> [MATERIAL]
════
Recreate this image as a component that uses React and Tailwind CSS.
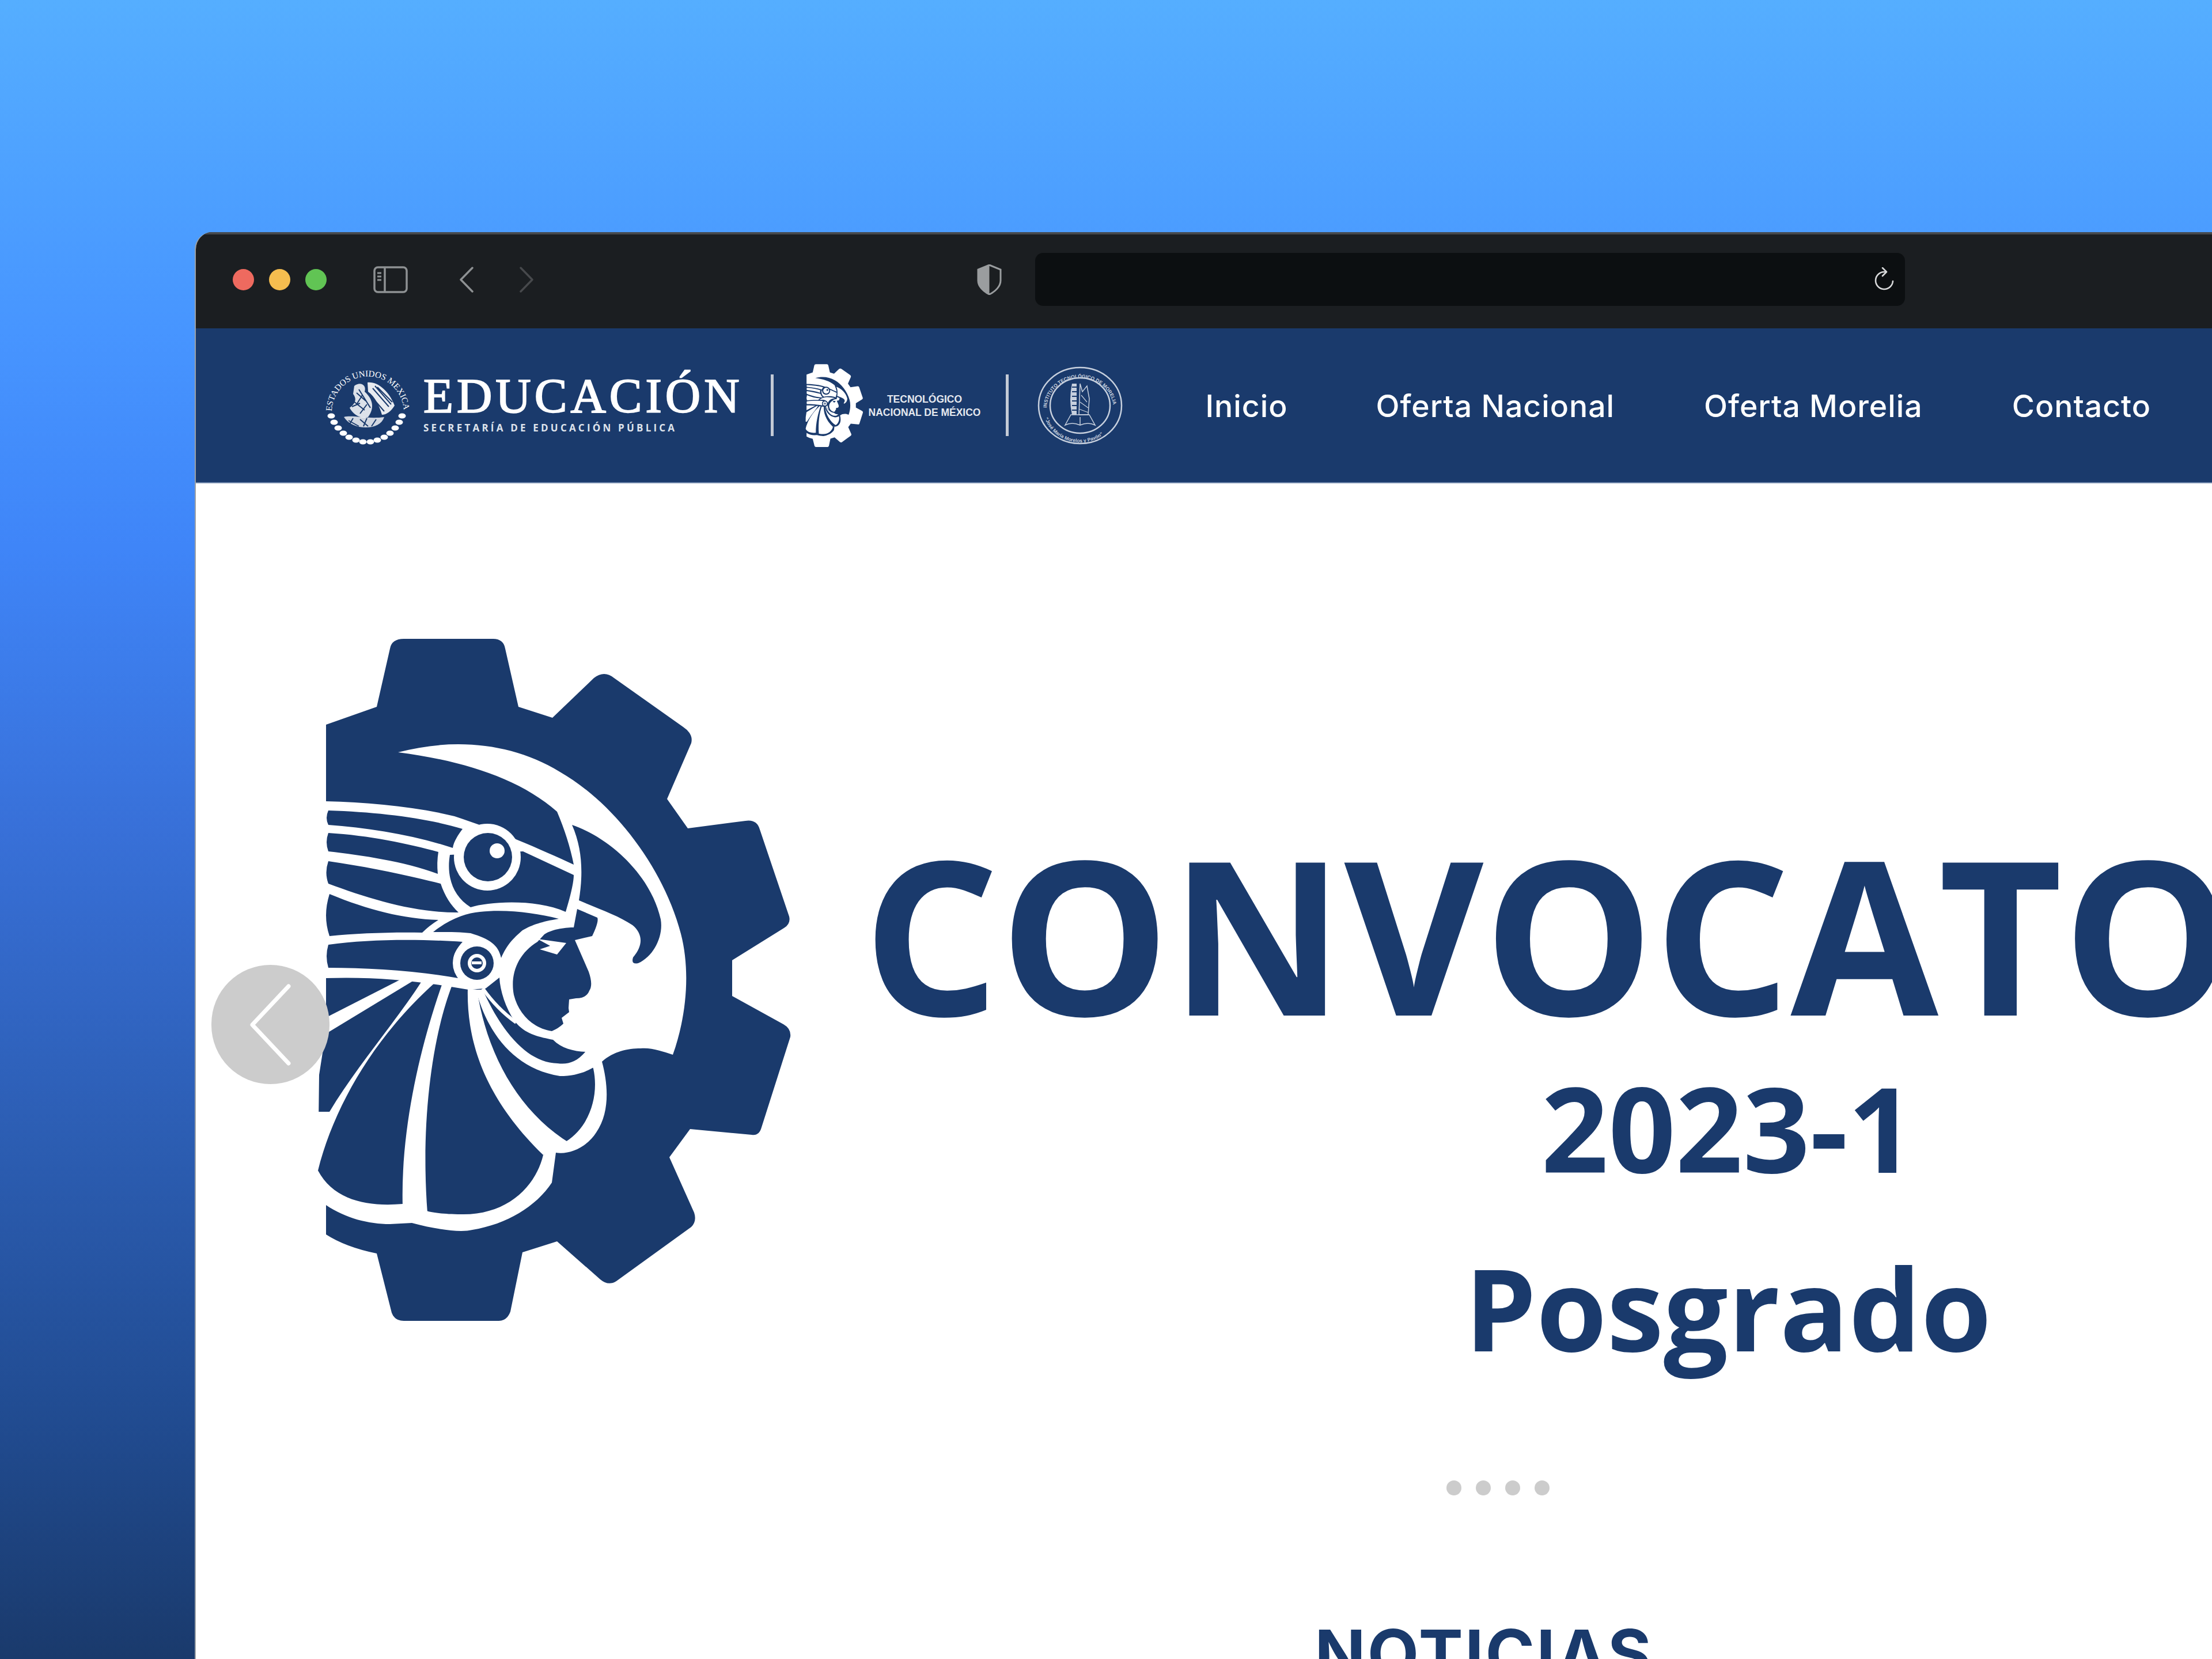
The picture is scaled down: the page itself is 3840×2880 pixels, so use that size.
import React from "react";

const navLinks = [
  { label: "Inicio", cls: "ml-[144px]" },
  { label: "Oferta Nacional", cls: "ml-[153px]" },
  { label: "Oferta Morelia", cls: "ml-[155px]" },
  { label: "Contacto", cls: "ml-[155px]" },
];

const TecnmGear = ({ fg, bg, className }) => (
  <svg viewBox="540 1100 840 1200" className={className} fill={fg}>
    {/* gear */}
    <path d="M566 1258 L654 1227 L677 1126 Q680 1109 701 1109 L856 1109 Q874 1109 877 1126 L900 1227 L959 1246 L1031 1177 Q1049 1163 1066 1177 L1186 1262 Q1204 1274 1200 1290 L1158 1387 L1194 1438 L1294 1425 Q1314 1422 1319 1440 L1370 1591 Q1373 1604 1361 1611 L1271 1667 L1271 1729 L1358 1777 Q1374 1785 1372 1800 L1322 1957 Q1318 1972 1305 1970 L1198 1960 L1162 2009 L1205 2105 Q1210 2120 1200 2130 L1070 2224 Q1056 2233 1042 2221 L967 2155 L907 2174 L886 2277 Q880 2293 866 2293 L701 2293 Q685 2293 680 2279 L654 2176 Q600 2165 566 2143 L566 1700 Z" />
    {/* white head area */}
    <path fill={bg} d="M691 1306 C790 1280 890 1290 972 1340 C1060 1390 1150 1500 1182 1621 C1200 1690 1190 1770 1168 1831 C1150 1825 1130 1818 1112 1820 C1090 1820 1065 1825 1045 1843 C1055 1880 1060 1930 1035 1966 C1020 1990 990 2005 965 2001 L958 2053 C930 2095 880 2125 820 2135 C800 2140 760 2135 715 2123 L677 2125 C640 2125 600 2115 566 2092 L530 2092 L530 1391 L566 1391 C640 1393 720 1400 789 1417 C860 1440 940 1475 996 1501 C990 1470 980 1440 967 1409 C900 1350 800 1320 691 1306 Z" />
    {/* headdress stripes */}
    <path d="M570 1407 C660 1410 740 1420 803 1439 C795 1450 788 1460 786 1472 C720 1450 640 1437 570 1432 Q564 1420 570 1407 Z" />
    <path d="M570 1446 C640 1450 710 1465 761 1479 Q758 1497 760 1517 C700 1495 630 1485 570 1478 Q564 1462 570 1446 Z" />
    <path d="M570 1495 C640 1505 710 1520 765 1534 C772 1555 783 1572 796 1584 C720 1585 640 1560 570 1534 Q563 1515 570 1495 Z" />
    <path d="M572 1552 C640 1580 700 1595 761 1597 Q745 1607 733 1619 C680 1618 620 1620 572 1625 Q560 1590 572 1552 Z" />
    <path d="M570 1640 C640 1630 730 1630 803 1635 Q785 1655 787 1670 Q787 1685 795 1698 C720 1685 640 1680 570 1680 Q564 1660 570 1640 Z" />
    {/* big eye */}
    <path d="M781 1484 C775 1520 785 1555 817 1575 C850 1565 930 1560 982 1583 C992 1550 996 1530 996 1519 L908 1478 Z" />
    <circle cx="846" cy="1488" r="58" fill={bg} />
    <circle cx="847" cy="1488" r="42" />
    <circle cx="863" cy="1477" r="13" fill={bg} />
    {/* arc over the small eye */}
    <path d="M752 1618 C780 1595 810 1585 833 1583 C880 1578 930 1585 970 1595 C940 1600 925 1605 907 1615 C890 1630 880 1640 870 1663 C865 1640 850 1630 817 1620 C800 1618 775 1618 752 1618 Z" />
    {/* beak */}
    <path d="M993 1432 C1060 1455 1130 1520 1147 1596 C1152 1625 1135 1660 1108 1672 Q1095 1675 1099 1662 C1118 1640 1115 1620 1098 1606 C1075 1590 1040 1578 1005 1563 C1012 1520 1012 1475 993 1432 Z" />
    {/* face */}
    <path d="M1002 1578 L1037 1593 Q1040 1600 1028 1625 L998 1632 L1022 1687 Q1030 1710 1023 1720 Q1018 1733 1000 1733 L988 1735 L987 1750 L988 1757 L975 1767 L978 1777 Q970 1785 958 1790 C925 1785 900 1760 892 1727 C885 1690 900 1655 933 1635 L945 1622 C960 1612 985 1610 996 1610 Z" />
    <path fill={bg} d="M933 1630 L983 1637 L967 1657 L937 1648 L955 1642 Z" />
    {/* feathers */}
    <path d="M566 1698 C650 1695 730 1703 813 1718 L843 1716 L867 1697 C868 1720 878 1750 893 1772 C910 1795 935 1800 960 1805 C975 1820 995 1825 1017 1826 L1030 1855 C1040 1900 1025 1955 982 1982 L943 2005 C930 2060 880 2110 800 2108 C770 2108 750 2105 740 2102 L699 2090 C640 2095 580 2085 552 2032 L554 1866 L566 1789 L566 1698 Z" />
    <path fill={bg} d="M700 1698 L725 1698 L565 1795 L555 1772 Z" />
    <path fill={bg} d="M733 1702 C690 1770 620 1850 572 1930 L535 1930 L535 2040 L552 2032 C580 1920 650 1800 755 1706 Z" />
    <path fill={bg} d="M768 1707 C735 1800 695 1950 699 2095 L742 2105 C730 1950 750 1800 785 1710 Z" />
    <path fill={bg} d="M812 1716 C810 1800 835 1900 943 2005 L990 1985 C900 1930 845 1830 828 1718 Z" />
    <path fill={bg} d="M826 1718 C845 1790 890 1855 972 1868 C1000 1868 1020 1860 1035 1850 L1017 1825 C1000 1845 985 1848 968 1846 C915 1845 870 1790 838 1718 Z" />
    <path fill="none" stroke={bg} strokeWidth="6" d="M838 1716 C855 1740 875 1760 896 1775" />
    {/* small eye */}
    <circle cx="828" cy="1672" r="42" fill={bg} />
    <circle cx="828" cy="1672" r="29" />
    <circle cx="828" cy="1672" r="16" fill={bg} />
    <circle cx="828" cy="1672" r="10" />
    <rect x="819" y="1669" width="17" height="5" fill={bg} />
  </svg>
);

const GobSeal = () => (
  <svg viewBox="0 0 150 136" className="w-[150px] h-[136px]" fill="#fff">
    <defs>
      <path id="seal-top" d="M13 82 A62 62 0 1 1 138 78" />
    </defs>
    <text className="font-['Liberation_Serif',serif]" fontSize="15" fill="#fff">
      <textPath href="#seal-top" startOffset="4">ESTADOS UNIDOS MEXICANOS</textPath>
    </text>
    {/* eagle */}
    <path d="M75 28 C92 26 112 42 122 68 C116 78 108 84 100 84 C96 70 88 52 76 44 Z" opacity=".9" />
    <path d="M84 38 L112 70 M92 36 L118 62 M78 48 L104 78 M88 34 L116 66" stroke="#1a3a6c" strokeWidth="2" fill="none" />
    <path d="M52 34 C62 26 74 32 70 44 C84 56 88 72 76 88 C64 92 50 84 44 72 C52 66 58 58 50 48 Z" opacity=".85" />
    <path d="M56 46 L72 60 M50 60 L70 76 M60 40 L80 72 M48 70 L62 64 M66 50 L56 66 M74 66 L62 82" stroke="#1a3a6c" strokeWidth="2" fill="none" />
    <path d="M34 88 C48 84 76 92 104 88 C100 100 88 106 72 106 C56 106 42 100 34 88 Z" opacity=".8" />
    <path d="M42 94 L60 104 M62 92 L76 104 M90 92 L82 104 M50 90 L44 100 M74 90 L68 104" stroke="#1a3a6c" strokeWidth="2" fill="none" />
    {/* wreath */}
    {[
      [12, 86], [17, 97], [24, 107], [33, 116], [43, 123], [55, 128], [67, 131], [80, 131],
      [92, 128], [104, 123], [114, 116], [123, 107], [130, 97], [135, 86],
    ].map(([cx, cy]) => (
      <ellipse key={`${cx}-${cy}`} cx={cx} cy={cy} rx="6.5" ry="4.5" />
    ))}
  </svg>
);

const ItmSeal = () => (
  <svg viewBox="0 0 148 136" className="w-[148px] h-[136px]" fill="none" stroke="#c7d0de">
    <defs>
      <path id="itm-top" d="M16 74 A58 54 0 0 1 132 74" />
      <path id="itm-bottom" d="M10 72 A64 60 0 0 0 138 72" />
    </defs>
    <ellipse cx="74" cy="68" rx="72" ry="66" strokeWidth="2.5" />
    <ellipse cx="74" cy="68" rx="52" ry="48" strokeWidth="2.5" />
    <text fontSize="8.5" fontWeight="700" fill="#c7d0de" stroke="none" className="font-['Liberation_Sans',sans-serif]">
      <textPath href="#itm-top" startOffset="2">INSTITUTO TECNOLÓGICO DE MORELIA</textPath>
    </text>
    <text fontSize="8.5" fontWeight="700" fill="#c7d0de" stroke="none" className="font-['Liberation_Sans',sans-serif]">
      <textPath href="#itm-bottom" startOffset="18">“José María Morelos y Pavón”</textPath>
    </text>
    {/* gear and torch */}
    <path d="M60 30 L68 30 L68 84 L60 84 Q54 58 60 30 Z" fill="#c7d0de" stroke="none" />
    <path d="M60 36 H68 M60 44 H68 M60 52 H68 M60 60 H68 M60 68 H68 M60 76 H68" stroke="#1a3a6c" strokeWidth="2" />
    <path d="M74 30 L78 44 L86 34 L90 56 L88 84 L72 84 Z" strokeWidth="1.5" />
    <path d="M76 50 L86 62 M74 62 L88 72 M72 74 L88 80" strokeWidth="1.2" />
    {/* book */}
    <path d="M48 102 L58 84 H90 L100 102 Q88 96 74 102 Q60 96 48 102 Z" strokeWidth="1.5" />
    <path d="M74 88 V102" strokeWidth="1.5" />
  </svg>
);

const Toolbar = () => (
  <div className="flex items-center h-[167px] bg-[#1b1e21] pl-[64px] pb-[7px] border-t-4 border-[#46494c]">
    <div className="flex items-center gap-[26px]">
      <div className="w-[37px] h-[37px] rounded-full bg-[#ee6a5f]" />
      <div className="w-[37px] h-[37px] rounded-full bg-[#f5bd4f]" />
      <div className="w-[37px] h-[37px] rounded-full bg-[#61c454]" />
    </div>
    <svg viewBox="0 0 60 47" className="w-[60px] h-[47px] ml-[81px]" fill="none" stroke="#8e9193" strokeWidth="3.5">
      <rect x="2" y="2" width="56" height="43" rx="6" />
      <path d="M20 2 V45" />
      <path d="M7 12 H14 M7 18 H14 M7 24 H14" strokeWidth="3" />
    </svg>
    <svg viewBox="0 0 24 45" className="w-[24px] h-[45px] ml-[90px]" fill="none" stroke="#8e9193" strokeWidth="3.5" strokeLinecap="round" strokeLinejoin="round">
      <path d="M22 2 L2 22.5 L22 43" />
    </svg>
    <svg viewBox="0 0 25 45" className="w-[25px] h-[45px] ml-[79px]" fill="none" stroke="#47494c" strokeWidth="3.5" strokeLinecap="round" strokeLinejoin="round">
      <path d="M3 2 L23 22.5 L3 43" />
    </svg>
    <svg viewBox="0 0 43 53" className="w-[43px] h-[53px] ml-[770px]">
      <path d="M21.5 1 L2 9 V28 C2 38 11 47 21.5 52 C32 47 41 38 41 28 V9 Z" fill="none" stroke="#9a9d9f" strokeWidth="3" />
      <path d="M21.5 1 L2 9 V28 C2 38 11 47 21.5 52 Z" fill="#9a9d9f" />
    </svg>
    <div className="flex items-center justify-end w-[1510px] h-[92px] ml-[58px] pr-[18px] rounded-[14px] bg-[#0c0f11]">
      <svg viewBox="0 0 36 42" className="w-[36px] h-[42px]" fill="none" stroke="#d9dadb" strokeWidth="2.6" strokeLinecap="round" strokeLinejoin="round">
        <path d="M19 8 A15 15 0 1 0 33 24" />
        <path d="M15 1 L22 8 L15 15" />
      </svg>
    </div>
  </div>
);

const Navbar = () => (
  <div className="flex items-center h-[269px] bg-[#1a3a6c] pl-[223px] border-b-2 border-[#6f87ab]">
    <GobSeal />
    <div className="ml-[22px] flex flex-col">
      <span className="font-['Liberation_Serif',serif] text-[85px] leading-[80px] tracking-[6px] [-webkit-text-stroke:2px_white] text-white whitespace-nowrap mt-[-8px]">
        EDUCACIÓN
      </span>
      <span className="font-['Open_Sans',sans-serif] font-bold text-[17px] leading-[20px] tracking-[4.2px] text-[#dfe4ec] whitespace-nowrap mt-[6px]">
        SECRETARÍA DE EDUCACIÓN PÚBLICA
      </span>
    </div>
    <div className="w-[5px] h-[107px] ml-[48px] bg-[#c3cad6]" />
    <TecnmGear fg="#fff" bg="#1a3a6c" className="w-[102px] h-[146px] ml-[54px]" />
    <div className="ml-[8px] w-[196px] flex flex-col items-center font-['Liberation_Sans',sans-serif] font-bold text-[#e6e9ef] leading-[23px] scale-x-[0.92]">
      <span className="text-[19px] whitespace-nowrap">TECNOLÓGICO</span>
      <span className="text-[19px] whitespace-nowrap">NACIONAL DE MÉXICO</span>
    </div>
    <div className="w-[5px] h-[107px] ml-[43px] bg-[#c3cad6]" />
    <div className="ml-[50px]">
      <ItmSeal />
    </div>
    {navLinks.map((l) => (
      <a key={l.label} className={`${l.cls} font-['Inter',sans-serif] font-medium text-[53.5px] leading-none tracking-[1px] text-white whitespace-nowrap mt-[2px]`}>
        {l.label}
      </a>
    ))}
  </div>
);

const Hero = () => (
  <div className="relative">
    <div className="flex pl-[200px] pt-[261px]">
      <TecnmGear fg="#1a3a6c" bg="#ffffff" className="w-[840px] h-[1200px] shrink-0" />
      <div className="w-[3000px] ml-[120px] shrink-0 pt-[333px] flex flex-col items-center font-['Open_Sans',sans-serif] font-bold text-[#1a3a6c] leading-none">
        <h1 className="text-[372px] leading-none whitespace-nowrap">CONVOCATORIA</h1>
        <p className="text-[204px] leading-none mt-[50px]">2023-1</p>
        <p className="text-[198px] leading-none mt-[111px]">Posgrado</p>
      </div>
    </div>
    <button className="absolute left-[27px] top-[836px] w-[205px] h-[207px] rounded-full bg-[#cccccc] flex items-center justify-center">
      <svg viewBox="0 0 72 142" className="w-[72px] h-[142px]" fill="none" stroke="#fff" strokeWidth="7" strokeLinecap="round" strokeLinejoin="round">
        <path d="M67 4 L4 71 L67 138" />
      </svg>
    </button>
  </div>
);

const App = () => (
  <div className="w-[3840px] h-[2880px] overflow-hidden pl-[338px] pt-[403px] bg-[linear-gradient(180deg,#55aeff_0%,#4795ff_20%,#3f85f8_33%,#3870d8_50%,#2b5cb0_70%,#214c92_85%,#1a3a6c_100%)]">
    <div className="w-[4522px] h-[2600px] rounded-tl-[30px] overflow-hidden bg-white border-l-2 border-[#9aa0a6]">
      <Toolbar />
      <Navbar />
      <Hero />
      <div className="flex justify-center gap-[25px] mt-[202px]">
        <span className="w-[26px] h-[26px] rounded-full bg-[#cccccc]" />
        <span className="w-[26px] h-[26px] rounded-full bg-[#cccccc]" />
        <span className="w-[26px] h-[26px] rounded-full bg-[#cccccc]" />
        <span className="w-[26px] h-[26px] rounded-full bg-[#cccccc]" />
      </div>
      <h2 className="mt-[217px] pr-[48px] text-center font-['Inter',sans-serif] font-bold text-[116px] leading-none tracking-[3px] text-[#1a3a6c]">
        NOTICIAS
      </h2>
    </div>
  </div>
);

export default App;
════
> [YOUR TASK] Give again, word for word, every line from the top of the data above to the line holding "import React from", inclusive, with the pictures left out.

> [FINAL RESULT]
Recreate this image as a component that uses React and Tailwind CSS.
The picture is scaled down: the page itself is 3840×2880 pixels, so use that size.
import React from "react";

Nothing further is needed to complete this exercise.